Write out the full listing exactly as given, minus the images.
===== MATERIAL PROVIDED =====
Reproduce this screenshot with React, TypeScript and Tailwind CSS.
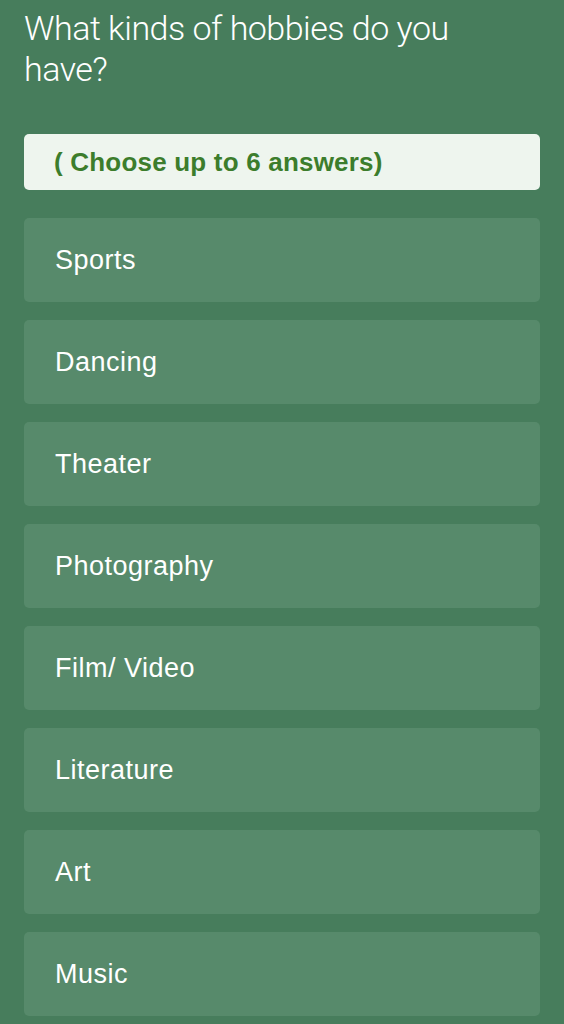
export default function App() {
  const items = ["Sports", "Dancing", "Theater", "Photography", "Film/ Video", "Literature", "Art", "Music"];
  return (
    <div className="min-h-[1024px] w-full bg-[#477d5c] px-6 pt-[8px] pb-6" style={{ fontFamily: "'Liberation Sans', Arial, sans-serif" }}>
      <h1 className="text-[34px] leading-[41px] text-white tracking-[-0.5px] pr-6" style={{ fontFamily: "Roboto, 'Liberation Sans', sans-serif", fontWeight: 300 }}>
        What kinds of hobbies do you have?
      </h1>
      <div className="mt-[44px] h-14 rounded-[5px] bg-[#eef5ee] flex items-center pl-[30px]">
        <span className="text-[26px] font-bold text-[#3c7d2c] tracking-[0.2px]">( Choose up to 6 answers)</span>
      </div>
      <div className="mt-7 flex flex-col gap-[18px]">
        {items.map((t) => (
          <div key={t} className="h-[84px] rounded-[5px] bg-[#578a6b] flex items-center pl-[31px]">
            <span className="text-[27px] text-white tracking-[0.5px]">{t}</span>
          </div>
        ))}
      </div>
    </div>
  );
}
=====
*SOLUTION*.
Reproduce this screenshot with React, TypeScript and Tailwind CSS.
export default function App() {
  const items = ["Sports", "Dancing", "Theater", "Photography", "Film/ Video", "Literature", "Art", "Music"];
  return (
    <div className="min-h-[1024px] w-full bg-[#477d5c] px-6 pt-[8px] pb-6" style={{ fontFamily: "'Liberation Sans', Arial, sans-serif" }}>
      <h1 className="text-[34px] leading-[41px] text-white tracking-[-0.5px] pr-6" style={{ fontFamily: "Roboto, 'Liberation Sans', sans-serif", fontWeight: 300 }}>
        What kinds of hobbies do you have?
      </h1>
      <div className="mt-[44px] h-14 rounded-[5px] bg-[#eef5ee] flex items-center pl-[30px]">
        <span className="text-[26px] font-bold text-[#3c7d2c] tracking-[0.2px]">( Choose up to 6 answers)</span>
      </div>
      <div className="mt-7 flex flex-col gap-[18px]">
        {items.map((t) => (
          <div key={t} className="h-[84px] rounded-[5px] bg-[#578a6b] flex items-center pl-[31px]">
            <span className="text-[27px] text-white tracking-[0.5px]">{t}</span>
          </div>
        ))}
      </div>
    </div>
  );
}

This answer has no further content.